Do this: Report, as a bare number, how many lines of the material below contain the word "with".

— begin —

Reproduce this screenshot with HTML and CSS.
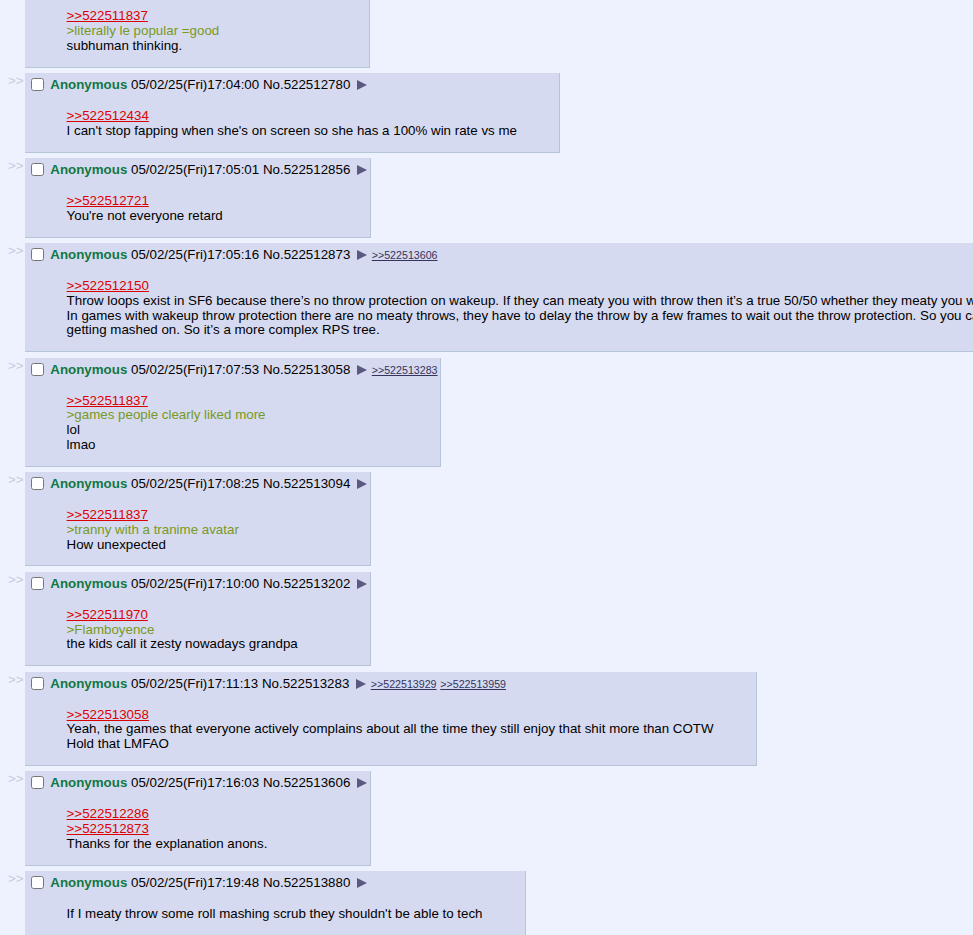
FILE: index.html
```html
<!DOCTYPE html>
<html lang="en">
<head>
    <meta charset="UTF-8">
    <meta name="viewport" content="width=device-width, initial-scale=1.0">
    <title>/v/ - Thread</title>
    <link rel="stylesheet" href="styles.css">
</head>
<body>
    <div class="thread">

        <div class="postContainer">
            <div class="sideArrows">&gt;&gt;</div>
            <div class="post">
                <div class="postInfo">
                    <input type="checkbox">
                    <span class="name">Anonymous</span>
                    <span class="dateTime">05/02/25(Fri)17:03:11</span>
                    <span class="postNum">No.522512714</span>
                    <span class="menuBtn"></span>
                </div>
                <blockquote class="postMessage">
                    <a class="quotelink">&gt;&gt;522511837</a><br>
                    <span class="quote">&gt;literally le popular =good</span><br>
                    subhuman thinking.
                </blockquote>
            </div>
        </div>

        <div class="postContainer">
            <div class="sideArrows">&gt;&gt;</div>
            <div class="post">
                <div class="postInfo">
                    <input type="checkbox">
                    <span class="name">Anonymous</span>
                    <span class="dateTime">05/02/25(Fri)17:04:00</span>
                    <span class="postNum">No.522512780</span>
                    <span class="menuBtn"></span>
                </div>
                <blockquote class="postMessage">
                    <a class="quotelink">&gt;&gt;522512434</a><br>
                    I can't stop fapping when she's on screen so she has a 100% win rate vs me
                </blockquote>
            </div>
        </div>

        <div class="postContainer">
            <div class="sideArrows">&gt;&gt;</div>
            <div class="post">
                <div class="postInfo">
                    <input type="checkbox">
                    <span class="name">Anonymous</span>
                    <span class="dateTime">05/02/25(Fri)17:05:01</span>
                    <span class="postNum">No.522512856</span>
                    <span class="menuBtn"></span>
                </div>
                <blockquote class="postMessage">
                    <a class="quotelink">&gt;&gt;522512721</a><br>
                    You're not everyone retard
                </blockquote>
            </div>
        </div>

        <div class="postContainer">
            <div class="sideArrows">&gt;&gt;</div>
            <div class="post">
                <div class="postInfo">
                    <input type="checkbox">
                    <span class="name">Anonymous</span>
                    <span class="dateTime">05/02/25(Fri)17:05:16</span>
                    <span class="postNum">No.522512873</span>
                    <span class="menuBtn"></span>
                    <a class="backlink">&gt;&gt;522513606</a>
                </div>
                <blockquote class="postMessage wide">
                    <a class="quotelink">&gt;&gt;522512150</a><br>
                    Throw loops exist in SF6 because there’s no throw protection on wakeup. If they can meaty you with throw then it’s a true 50/50 whether they meaty you with a throw or a strike.<br>
                    In games with wakeup throw protection there are no meaty throws, they have to delay the throw by a few frames to wait out the throw protection. So you can mash tech and risk<br>
                    getting mashed on. So it’s a more complex RPS tree.
                </blockquote>
            </div>
        </div>

        <div class="postContainer">
            <div class="sideArrows">&gt;&gt;</div>
            <div class="post">
                <div class="postInfo">
                    <input type="checkbox">
                    <span class="name">Anonymous</span>
                    <span class="dateTime">05/02/25(Fri)17:07:53</span>
                    <span class="postNum">No.522513058</span>
                    <span class="menuBtn"></span>
                    <a class="backlink">&gt;&gt;522513283</a>
                </div>
                <blockquote class="postMessage">
                    <a class="quotelink">&gt;&gt;522511837</a><br>
                    <span class="quote">&gt;games people clearly liked more</span><br>
                    lol<br>
                    lmao
                </blockquote>
            </div>
        </div>

        <div class="postContainer">
            <div class="sideArrows">&gt;&gt;</div>
            <div class="post">
                <div class="postInfo">
                    <input type="checkbox">
                    <span class="name">Anonymous</span>
                    <span class="dateTime">05/02/25(Fri)17:08:25</span>
                    <span class="postNum">No.522513094</span>
                    <span class="menuBtn"></span>
                </div>
                <blockquote class="postMessage">
                    <a class="quotelink">&gt;&gt;522511837</a><br>
                    <span class="quote">&gt;tranny with a tranime avatar</span><br>
                    How unexpected
                </blockquote>
            </div>
        </div>

        <div class="postContainer">
            <div class="sideArrows">&gt;&gt;</div>
            <div class="post">
                <div class="postInfo">
                    <input type="checkbox">
                    <span class="name">Anonymous</span>
                    <span class="dateTime">05/02/25(Fri)17:10:00</span>
                    <span class="postNum">No.522513202</span>
                    <span class="menuBtn"></span>
                </div>
                <blockquote class="postMessage">
                    <a class="quotelink">&gt;&gt;522511970</a><br>
                    <span class="quote">&gt;Flamboyence</span><br>
                    the kids call it zesty nowadays grandpa
                </blockquote>
            </div>
        </div>

        <div class="postContainer">
            <div class="sideArrows">&gt;&gt;</div>
            <div class="post">
                <div class="postInfo">
                    <input type="checkbox">
                    <span class="name">Anonymous</span>
                    <span class="dateTime">05/02/25(Fri)17:11:13</span>
                    <span class="postNum">No.522513283</span>
                    <span class="menuBtn"></span>
                    <a class="backlink">&gt;&gt;522513929</a>
                    <a class="backlink">&gt;&gt;522513959</a>
                </div>
                <blockquote class="postMessage">
                    <a class="quotelink">&gt;&gt;522513058</a><br>
                    Yeah, the games that everyone actively complains about all the time they still enjoy that shit more than COTW<br>
                    Hold that LMFAO
                </blockquote>
            </div>
        </div>

        <div class="postContainer">
            <div class="sideArrows">&gt;&gt;</div>
            <div class="post">
                <div class="postInfo">
                    <input type="checkbox">
                    <span class="name">Anonymous</span>
                    <span class="dateTime">05/02/25(Fri)17:16:03</span>
                    <span class="postNum">No.522513606</span>
                    <span class="menuBtn"></span>
                </div>
                <blockquote class="postMessage">
                    <a class="quotelink">&gt;&gt;522512286</a><br>
                    <a class="quotelink">&gt;&gt;522512873</a><br>
                    Thanks for the explanation anons.
                </blockquote>
            </div>
        </div>

        <div class="postContainer">
            <div class="sideArrows">&gt;&gt;</div>
            <div class="post">
                <div class="postInfo">
                    <input type="checkbox">
                    <span class="name">Anonymous</span>
                    <span class="dateTime">05/02/25(Fri)17:19:48</span>
                    <span class="postNum">No.522513880</span>
                    <span class="menuBtn"></span>
                </div>
                <blockquote class="postMessage">
                    If I meaty throw some roll mashing scrub they shouldn't be able to tech<br>
                    <br>
                </blockquote>
            </div>
        </div>

    </div>
</body>
</html>
```

FILE: styles.css
```css
html{
    overflow: hidden;
}

body{
    margin: 0;
    padding: 8px;
    background: #eef2ff;
    color: #000;
    font-family: "Liberation Sans", Arial, sans-serif;
    font-size: 10pt;
}

.thread{
    display: flex;
    flex-direction: column;
    align-items: flex-start;
    gap: 5.5px;
    width: max-content;
    margin-top: -34.75px;
}

.postContainer{
    display: flex;
    align-items: flex-start;
}

.sideArrows{
    color: #c3cbe0;
    margin-right: 1px;
    line-height: 15px;
}

.post{
    flex-shrink: 0;
    background: #d6daf0;
    border: 1px solid #b7c5d9;
    border-left: none;
    border-top: none;
    padding: 2px;
    white-space: nowrap;
}

.postInfo{
    height: 19px;
    line-height: 19px;
}

.postInfo input{
    width: 13px;
    height: 13px;
    margin: 3px 3px 3px 4px;
    vertical-align: top;
}

.name{
    color: #117743;
    font-weight: bold;
}

.menuBtn{
    display: inline-block;
    width: 0;
    height: 0;
    margin-left: 3px;
    margin-right: 1px;
    border-left: 10px solid #5a5a80;
    border-top: 5px solid transparent;
    border-bottom: 5px solid transparent;
    vertical-align: -1px;
}

.backlink{
    color: #34345c;
    font-size: 0.8em;
    text-decoration: underline;
}

.postMessage{
    margin: 15px 40px 11px;
    line-height: 14.75px;
    white-space: normal;
}

.postMessage.wide{
    white-space: nowrap;
}

.quotelink{
    color: #dd0000;
    text-decoration: underline;
}

.quote{
    color: #789922;
}
```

— end —

Full answer: 4